## [Available data]
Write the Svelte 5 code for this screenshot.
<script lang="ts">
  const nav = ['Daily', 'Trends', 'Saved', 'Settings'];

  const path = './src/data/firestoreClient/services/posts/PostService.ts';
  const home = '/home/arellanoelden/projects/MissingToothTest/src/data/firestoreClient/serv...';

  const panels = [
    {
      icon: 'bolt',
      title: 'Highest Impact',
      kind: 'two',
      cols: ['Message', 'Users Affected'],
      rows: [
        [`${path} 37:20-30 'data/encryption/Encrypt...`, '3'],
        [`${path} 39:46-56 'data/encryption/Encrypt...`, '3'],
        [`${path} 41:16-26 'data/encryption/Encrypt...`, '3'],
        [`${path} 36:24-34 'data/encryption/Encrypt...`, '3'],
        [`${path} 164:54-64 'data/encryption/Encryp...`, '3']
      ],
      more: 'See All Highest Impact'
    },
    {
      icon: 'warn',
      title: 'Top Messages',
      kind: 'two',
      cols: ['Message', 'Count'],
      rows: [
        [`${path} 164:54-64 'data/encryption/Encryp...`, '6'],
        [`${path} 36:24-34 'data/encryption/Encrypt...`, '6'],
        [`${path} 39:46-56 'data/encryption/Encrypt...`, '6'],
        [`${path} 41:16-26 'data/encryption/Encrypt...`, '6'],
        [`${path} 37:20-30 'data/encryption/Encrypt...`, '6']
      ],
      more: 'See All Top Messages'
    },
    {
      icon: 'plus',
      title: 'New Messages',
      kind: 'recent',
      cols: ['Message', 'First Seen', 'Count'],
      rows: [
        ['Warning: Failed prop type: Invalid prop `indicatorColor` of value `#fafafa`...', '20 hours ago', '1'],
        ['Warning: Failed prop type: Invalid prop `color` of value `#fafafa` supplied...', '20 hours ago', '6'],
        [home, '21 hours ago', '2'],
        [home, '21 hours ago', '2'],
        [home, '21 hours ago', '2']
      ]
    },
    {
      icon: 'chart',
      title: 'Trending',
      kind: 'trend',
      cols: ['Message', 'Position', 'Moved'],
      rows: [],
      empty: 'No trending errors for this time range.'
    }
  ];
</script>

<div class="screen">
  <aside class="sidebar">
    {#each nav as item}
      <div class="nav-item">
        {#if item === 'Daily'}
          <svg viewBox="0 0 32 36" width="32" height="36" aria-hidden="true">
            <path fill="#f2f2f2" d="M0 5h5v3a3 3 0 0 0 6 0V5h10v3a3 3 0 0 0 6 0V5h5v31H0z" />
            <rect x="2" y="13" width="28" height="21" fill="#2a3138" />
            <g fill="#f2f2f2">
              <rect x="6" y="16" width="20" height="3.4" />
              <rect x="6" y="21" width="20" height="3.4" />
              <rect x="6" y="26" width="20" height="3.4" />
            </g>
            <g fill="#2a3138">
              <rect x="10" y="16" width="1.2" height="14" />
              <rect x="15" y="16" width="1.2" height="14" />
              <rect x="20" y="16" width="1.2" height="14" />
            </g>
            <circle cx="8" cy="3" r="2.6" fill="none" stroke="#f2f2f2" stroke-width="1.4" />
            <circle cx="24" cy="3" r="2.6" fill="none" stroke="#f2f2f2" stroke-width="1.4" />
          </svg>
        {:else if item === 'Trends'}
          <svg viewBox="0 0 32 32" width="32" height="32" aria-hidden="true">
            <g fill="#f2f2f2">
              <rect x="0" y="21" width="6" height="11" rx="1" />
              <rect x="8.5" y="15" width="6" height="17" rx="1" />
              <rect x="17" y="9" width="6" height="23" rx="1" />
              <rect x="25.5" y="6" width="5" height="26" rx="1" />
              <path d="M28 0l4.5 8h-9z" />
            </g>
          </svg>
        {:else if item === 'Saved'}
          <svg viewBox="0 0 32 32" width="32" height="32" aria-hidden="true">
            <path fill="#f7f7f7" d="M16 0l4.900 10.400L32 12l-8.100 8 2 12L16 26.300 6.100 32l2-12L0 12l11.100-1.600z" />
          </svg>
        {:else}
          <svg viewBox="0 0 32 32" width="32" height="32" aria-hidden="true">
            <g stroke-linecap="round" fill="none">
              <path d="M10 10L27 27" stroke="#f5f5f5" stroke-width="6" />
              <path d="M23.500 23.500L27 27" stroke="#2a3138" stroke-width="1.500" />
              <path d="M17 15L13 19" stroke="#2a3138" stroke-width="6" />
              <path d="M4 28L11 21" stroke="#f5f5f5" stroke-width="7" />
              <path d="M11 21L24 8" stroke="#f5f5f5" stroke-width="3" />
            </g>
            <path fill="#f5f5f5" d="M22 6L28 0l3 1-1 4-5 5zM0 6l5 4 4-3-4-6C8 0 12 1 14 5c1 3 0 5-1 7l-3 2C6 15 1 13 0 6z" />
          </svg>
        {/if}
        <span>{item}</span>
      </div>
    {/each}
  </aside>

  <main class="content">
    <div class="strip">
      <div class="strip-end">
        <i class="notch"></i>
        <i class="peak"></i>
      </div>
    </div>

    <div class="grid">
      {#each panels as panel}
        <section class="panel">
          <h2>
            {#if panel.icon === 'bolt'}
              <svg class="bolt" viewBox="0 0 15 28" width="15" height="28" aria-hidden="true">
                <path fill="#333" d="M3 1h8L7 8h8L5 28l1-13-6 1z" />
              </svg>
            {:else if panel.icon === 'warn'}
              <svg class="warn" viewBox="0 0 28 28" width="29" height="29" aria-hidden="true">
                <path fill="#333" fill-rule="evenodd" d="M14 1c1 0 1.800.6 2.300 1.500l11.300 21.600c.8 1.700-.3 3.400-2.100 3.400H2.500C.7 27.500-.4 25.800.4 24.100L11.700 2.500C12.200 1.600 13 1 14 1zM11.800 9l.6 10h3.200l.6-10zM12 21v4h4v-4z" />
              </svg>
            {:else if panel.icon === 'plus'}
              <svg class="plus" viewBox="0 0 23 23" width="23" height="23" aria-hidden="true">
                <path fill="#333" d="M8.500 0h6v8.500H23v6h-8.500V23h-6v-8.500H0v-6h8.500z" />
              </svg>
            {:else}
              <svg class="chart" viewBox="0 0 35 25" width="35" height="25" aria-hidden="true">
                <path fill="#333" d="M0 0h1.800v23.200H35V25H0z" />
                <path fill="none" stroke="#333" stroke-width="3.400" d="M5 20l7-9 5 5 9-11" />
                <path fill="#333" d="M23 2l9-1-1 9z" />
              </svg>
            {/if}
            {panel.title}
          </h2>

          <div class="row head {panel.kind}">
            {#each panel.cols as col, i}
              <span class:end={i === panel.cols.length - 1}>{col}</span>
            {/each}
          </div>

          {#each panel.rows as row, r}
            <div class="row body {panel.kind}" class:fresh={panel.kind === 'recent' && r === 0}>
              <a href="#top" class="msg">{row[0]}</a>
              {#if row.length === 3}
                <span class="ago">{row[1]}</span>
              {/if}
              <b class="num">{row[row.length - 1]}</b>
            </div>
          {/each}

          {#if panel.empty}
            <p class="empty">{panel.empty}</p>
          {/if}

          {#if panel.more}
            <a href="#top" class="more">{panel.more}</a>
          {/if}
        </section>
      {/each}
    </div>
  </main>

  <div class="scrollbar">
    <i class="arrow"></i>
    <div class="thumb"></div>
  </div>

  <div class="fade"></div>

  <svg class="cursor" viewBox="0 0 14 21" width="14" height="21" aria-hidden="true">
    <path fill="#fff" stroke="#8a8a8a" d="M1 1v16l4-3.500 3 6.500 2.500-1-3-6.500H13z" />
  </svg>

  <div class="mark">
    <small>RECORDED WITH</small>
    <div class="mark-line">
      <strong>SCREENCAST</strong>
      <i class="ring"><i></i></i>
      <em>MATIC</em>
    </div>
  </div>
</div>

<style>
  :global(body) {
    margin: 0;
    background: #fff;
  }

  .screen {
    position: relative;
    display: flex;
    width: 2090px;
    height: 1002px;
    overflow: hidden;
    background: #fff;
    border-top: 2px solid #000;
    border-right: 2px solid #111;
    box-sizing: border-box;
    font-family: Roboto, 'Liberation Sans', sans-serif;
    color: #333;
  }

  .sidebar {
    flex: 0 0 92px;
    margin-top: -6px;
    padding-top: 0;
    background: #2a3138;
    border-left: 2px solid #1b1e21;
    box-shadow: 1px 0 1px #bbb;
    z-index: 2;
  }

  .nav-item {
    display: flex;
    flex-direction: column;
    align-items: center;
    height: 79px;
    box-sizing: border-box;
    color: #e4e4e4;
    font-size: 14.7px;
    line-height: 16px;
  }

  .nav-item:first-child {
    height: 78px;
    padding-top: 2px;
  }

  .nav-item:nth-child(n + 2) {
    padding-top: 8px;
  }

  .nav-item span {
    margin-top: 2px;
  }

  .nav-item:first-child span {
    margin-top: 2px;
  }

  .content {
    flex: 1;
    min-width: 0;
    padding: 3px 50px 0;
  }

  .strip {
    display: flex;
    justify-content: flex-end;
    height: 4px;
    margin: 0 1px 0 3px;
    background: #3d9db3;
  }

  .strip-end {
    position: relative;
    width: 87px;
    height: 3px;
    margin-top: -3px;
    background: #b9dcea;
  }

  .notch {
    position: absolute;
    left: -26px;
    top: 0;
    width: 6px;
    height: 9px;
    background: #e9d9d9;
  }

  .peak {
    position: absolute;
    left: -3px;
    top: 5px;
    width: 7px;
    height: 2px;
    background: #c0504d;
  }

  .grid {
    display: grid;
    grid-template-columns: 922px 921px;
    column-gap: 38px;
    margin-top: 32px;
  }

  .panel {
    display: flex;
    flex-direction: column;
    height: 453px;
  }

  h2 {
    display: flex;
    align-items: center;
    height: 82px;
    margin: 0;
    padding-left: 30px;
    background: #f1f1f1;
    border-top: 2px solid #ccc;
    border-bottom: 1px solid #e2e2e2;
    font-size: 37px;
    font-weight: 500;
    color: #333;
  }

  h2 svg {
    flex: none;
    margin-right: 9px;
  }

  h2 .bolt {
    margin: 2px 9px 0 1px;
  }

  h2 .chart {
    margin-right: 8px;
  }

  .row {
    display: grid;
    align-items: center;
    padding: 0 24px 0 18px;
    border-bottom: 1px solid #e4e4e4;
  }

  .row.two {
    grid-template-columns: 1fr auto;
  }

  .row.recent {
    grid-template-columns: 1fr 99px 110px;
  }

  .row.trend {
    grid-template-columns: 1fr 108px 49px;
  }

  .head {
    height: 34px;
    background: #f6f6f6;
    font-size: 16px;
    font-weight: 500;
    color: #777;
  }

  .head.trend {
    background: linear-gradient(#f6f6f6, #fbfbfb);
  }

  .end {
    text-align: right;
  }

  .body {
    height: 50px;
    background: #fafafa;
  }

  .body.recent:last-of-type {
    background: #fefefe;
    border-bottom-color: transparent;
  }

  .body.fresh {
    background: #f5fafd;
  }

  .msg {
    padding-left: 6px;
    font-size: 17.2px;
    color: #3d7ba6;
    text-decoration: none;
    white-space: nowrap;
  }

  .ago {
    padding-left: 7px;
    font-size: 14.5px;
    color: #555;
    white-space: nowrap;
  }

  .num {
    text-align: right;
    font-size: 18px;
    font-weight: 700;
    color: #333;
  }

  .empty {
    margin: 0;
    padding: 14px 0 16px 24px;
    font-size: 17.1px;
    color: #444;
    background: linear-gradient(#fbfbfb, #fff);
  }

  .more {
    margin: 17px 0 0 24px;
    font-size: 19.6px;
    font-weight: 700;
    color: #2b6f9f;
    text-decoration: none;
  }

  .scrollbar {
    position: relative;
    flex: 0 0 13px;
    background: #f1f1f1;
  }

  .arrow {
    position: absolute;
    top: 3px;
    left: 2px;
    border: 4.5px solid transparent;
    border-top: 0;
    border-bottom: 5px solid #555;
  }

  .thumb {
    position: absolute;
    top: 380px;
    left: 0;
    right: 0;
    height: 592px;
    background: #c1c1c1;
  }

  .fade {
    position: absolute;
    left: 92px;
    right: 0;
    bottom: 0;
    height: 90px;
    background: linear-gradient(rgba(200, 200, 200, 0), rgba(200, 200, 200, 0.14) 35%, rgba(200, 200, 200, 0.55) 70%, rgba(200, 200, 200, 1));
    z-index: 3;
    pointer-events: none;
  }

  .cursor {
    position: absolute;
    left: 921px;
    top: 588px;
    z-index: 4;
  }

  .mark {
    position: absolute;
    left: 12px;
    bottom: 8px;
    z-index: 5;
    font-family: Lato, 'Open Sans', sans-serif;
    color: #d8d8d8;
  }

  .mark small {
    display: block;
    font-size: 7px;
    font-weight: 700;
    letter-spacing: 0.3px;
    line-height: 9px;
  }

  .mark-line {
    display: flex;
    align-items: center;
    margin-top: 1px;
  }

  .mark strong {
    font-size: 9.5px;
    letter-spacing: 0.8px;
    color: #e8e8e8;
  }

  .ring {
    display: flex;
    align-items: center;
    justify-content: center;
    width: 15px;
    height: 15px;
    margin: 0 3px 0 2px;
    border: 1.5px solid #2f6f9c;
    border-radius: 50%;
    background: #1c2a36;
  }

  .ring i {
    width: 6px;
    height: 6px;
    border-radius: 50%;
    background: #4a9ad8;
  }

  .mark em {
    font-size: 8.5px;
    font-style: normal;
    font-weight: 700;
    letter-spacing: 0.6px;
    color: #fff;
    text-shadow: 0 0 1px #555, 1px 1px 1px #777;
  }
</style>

## [Objective]
From the data above, work out how many lines hold "this". Answer with the number alone.

## [Correct answer]
2